Distopías no tan lejanas (o el fenómeno de "tengo el culo gordo").

Somos entre cinco y siete almorzando. Todo mujeres. Todas sanas. Todas adultas, con estudios y una profesión que nos permite independencia económica. Unas cuantas tienen familia propia. No somos ni hermosas ni feas, ni altas ni bajas, ni gordas y flacas. Más bien somos de todo un poco, mezclado en diferentes dosis. Somos mujeres normales. Nadie se volvería por la calle para mirarnos. Y si nos preguntaras, lector, te diríamos que somos fuertes, que no aguantamos lindezas de nadie. 
Y sin embargo...
Empezó con un comentario casual, como tantos. Una de nosotras se había puesto a dieta. Con el verano parece casi obligado, así que no le di mucha importancia. Pensé que comería pavo en lugar de salchichón durante una temporada y listo.
Pero siguió por un camino que nunca hubiera imaginado. 
Desde hace dos semanas todas se lanzaron a transitar por los senderos de "lo que me sobra y quiero quitarme" y "lo que me falta y quiero ponerme".
Y allá cada cual. Todos somos muy libres de cargar con nuestros complejos. Yo misma tengo un peculiar surtido que alimento cada mañana y meto en el bolso. Y soy reticente a librarme de cualquiera de ellos. Es más, de vez en cuando añado uno nuevo.
Pero es que...
Es que no son los complejos lo que me molestan, sino la forma de eliminarlos.
"Yo empezaría con unas inyecciones aquí" dice una. Y se señala los ojos.
"¡Y los labios!" corre a añadir otra.
"Yo ya le digo a mi marido a ver si financiamos mis tetas. Y nada, que no hay forma"
"Yo culo. Quiero ponerme culo. Pero no este que tengo, sino uno bien puesto, así, respingón"
"Y unas inyecciones, de esas que se comen la grasa"
Y siguen añadiendo retoques a golpe de bisturí y mordiscos a la cuenta corriente. Se pudieran llegarían a limarse la falange del dedo gordo del pie porque no queda bien con las sandalias.
"Un completo" resume una palpándose de  los pies a la cabeza.
A estas alturas yo he alejado la silla de la mesa unos centímetros y las miro con pasmo. Hablan con entusiasmo. Se miden, comparan, echan cuentas sobre cuánto costaría cada operación y si saldría más a cuenta hacerse unos billetes de avión a un país caribeño para operarse allí. Podría parecer una conversación banal si no fuera por la ansiedad con la que enumeran los arreglos que necesitan.  

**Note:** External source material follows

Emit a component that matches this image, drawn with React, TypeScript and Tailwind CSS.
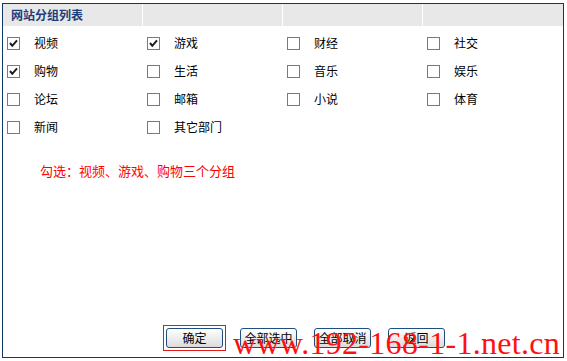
import { type FC } from "react";

interface Group {
  name: string;
  checked: boolean;
}

const groups: Group[] = [
  { name: "视频", checked: true },
  { name: "游戏", checked: true },
  { name: "财经", checked: false },
  { name: "社交", checked: false },
  { name: "购物", checked: true },
  { name: "生活", checked: false },
  { name: "音乐", checked: false },
  { name: "娱乐", checked: false },
  { name: "论坛", checked: false },
  { name: "邮箱", checked: false },
  { name: "小说", checked: false },
  { name: "体育", checked: false },
  { name: "新闻", checked: false },
  { name: "其它部门", checked: false },
];

const buttons = ["确定", "全部选中", "全部取消", "返回"];

const CheckBox: FC<{ checked: boolean }> = ({ checked }) => (
  <span className="w-[13px] h-[13px] border border-[#7a7a7a] bg-white flex items-center justify-center shrink-0">
    {checked && (
      <svg width="11" height="11" viewBox="0 0 11 11">
        <path d="M2 5 L4.3 7.8 L9 2.4" fill="none" stroke="#1b1b1b" strokeWidth="2" />
      </svg>
    )}
  </span>
);

const Btn: FC<{ label: string }> = ({ label }) => (
  <button className="w-[57px] h-[20px] border border-[#1f4f7e] rounded-[3px] bg-gradient-to-b from-white to-[#dcdcdc] text-[12px] leading-none flex items-center justify-center">
    {label}
  </button>
);

const App: FC = () => {
  return (
    <div className="relative w-[567px] h-[361px] bg-white overflow-hidden font-['Noto_Sans_CJK_SC',sans-serif] text-black">
      <div className="ml-[2px] mt-[3px] w-[562px] h-[355px] border border-[#0f3a68] flex flex-col">
        {/* header */}
        <div className="flex gap-px h-[22px]">
          <div className="w-[139px] bg-[#e8e8e8] pl-[8px] flex items-center text-[12px] font-bold text-[#1c3d7c] leading-none">
            网站分组列表
          </div>
          <div className="w-[139px] bg-[#e8e8e8]" />
          <div className="w-[139px] bg-[#e8e8e8]" />
          <div className="flex-1 bg-[#e8e8e8]" />
        </div>

        {/* groups */}
        <div className="grid grid-cols-[140px_140px_140px_140px] pt-[3px]">
          {groups.map((g) => (
            <div key={g.name} className="h-[28px] flex items-center pl-[4px]">
              <CheckBox checked={g.checked} />
              <span className="ml-[14px] text-[12px] leading-none">{g.name}</span>
            </div>
          ))}
        </div>

        <div className="pl-[37px] mt-[23px] text-[13px] leading-none text-[#ff0000]">
          勾选：视频、游戏、购物三个分组
        </div>

        {/* actions */}
        <div className="mt-auto mb-[9px] pl-[163px] flex gap-[17px]">
          {buttons.map((b, i) =>
            i === 0 ? (
              <span key={b} className="-m-[3px] p-[2px] border border-[#e01818]">
                <Btn label={b} />
              </span>
            ) : (
              <Btn key={b} label={b} />
            )
          )}
        </div>
      </div>

      {/* watermark */}
      <div className="absolute left-[233px] top-[327px] font-['Liberation_Serif',serif] font-normal text-[32px] leading-none tracking-[0.3px] text-[#ff1010] whitespace-nowrap">
        www.192-168-1-1.net.cn
      </div>
    </div>
  );
};

export default App;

Sé a qué se quieren parecer. Sé que todas se quieren parecer a lo mismo. Y sé que todas están igual de lejos de conseguirlo.
Y viendo cómo hacen sumas y se agarran las carnes para demostrar cuánto les sobra o cuánto les falta, me da por pensar que las distopías que últimamente abundan tanto en las librerías no andan desencaminadas. Me pregunto qué estarían dispuestas a ceder a un gobierno opaco o a una corporación turbia a cambio de "un completo" que les proporcionara el cuerpo al que aspiran. ¿Libertad? ¿Privacidad? ¿Libre albedrío? ¿A sus primogénitos? Tal vez les darían todo. Y durante mucho tiempo, porque hay retoques que exigen una atención continuada. 
Me da miedo. Me pregunto en qué momento la uniformidad se convirtió en la norma. Me pregunto cuánto tardará un político desaprensivo o un empresario avispado en darse cuenta de que ahí, en un grupo de mujeres perfectamente normales tienen un filón de riqueza y obediencia. Y un filón agradecido, nada menos. 
Repito: da miedo. 
Y añado: somos tontas.

Nota final: en las distopías los gobiernos son opacos, las corporaciones turbias, los políticos desaprensivos y los empresarios avispados. No son expresiones manidas. Son premisas fundamentales. Si no, ya podemos ser todos unos borregos bien dispuestos a dejarnos someter que dará lo mismo, la distopía no funcionara.